## PROBLEM DESCRIPTION
Copy each line where the word "React" occurs.

==== RECORDS SHOWN

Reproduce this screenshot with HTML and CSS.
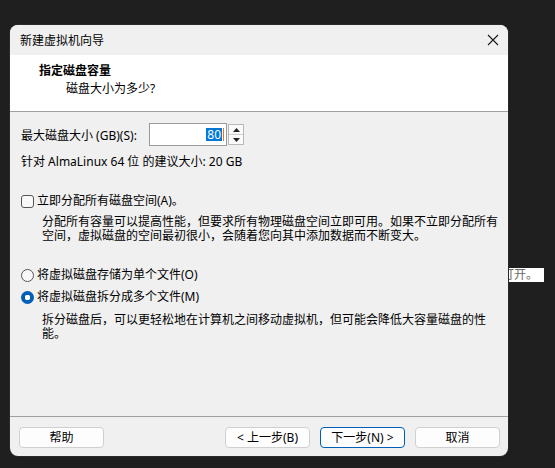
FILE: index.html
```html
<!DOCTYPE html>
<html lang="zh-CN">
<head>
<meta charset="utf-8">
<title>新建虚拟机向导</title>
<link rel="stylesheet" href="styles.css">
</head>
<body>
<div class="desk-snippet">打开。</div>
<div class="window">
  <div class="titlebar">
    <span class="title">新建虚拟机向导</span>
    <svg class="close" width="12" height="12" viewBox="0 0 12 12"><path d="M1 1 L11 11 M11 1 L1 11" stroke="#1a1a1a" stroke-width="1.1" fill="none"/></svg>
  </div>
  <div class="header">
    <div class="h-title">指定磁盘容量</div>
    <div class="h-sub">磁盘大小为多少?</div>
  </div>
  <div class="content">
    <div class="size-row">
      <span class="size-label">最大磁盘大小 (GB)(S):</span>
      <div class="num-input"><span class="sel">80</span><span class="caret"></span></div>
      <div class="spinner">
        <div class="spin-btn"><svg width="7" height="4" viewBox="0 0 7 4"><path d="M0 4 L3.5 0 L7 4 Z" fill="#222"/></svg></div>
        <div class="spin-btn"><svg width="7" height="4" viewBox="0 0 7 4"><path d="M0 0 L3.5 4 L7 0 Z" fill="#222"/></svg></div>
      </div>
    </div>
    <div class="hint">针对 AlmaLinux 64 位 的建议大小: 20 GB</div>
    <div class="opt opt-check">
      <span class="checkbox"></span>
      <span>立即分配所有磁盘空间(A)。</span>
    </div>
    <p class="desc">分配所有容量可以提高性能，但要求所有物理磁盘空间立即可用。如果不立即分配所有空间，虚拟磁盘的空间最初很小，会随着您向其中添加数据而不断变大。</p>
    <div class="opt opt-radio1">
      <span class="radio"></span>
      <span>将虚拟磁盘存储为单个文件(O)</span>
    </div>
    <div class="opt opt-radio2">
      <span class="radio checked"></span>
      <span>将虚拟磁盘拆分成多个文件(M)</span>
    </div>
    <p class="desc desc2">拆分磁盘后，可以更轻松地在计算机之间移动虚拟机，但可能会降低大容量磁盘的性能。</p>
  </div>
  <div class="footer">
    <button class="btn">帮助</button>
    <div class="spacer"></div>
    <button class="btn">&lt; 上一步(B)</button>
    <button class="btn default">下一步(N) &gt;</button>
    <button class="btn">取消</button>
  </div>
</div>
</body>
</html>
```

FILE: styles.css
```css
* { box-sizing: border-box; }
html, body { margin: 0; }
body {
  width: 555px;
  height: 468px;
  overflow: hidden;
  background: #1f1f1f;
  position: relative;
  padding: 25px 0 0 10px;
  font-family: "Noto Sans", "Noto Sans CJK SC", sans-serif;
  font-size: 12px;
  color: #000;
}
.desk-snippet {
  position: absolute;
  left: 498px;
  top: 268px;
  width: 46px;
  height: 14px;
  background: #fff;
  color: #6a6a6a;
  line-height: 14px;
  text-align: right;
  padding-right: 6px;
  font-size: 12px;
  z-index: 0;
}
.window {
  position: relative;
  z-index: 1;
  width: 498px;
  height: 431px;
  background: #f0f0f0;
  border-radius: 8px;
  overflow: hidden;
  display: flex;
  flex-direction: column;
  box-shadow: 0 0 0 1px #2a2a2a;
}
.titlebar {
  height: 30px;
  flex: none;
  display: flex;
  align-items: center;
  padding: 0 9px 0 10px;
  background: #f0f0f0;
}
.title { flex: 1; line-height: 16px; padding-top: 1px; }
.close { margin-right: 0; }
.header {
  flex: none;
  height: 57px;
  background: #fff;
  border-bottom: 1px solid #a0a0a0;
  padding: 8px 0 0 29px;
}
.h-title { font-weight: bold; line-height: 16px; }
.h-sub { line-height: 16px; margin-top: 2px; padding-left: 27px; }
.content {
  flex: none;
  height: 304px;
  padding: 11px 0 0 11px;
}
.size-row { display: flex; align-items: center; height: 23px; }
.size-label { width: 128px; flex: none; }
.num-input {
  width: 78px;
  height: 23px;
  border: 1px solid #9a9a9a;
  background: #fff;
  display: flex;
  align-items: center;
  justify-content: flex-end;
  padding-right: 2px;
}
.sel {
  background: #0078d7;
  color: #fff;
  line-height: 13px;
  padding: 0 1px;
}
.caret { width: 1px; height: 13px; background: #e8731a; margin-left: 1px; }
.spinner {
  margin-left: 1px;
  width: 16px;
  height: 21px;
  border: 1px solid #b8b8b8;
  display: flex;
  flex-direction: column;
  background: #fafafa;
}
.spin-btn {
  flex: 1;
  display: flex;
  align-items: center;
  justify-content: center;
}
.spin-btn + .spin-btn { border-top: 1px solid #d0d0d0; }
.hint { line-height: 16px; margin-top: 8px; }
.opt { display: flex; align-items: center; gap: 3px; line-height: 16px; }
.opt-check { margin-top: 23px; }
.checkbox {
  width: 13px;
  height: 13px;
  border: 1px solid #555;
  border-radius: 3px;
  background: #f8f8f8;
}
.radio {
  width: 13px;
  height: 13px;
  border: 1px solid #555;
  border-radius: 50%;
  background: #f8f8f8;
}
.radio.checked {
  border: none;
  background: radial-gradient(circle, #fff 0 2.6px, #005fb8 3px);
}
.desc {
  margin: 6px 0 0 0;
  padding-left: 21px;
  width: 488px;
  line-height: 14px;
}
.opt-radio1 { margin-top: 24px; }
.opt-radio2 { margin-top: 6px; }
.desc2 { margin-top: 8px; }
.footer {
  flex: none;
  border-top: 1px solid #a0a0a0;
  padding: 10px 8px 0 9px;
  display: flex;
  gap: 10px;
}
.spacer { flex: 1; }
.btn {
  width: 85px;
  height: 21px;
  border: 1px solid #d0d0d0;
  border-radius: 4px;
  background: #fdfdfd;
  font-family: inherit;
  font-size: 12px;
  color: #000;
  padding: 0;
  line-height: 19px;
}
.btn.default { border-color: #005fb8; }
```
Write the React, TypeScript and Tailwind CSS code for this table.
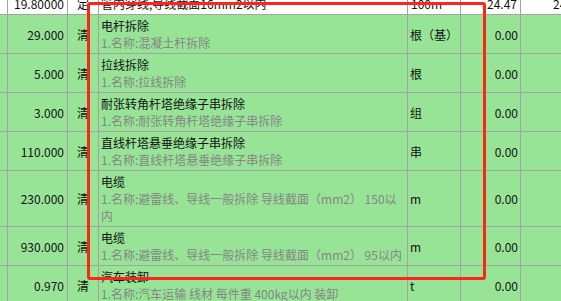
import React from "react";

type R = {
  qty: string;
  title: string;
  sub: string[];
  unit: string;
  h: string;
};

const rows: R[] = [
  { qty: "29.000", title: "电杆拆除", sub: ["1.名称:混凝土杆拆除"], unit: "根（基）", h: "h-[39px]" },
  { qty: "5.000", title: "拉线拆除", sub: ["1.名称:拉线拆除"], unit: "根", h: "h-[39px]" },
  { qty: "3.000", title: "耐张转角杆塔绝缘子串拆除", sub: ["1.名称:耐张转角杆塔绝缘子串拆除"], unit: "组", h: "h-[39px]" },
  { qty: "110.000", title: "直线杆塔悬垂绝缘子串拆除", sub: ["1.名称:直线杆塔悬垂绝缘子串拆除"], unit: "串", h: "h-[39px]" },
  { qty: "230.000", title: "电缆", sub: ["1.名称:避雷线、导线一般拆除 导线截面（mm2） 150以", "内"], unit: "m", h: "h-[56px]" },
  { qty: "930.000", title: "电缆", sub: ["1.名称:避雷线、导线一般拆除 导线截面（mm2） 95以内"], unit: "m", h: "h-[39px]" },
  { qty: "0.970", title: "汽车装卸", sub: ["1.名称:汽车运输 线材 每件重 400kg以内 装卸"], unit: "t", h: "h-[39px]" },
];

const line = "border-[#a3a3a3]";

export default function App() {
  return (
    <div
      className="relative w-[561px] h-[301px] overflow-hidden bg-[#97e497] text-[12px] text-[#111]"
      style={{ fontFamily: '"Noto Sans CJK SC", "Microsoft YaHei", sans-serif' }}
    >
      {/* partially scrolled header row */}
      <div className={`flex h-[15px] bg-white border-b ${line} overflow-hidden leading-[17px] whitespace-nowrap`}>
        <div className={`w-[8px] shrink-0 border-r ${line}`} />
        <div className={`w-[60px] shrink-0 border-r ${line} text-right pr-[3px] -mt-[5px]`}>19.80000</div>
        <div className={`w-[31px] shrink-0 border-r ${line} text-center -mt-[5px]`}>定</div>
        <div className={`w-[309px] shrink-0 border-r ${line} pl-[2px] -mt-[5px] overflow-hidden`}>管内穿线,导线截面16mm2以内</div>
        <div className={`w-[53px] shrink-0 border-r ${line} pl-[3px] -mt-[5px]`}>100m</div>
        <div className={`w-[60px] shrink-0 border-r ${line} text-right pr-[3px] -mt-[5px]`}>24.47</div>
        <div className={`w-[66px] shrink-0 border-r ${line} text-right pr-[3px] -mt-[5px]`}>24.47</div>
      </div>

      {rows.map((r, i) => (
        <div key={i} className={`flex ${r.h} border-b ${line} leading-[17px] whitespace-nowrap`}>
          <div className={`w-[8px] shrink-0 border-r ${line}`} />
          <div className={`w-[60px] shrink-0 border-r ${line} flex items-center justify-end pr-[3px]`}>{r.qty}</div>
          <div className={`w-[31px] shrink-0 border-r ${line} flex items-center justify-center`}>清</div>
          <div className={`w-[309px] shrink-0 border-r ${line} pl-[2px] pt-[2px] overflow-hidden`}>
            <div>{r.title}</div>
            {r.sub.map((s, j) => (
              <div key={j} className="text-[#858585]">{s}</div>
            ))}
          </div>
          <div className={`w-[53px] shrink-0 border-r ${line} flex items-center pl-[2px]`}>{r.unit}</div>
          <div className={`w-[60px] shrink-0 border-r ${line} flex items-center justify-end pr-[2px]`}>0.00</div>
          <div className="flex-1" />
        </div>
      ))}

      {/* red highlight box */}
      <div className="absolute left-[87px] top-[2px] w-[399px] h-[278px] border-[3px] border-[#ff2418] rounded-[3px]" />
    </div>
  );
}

========

## OUTPUT BELOW
Write the React, TypeScript and Tailwind CSS code for this table.
import React from "react";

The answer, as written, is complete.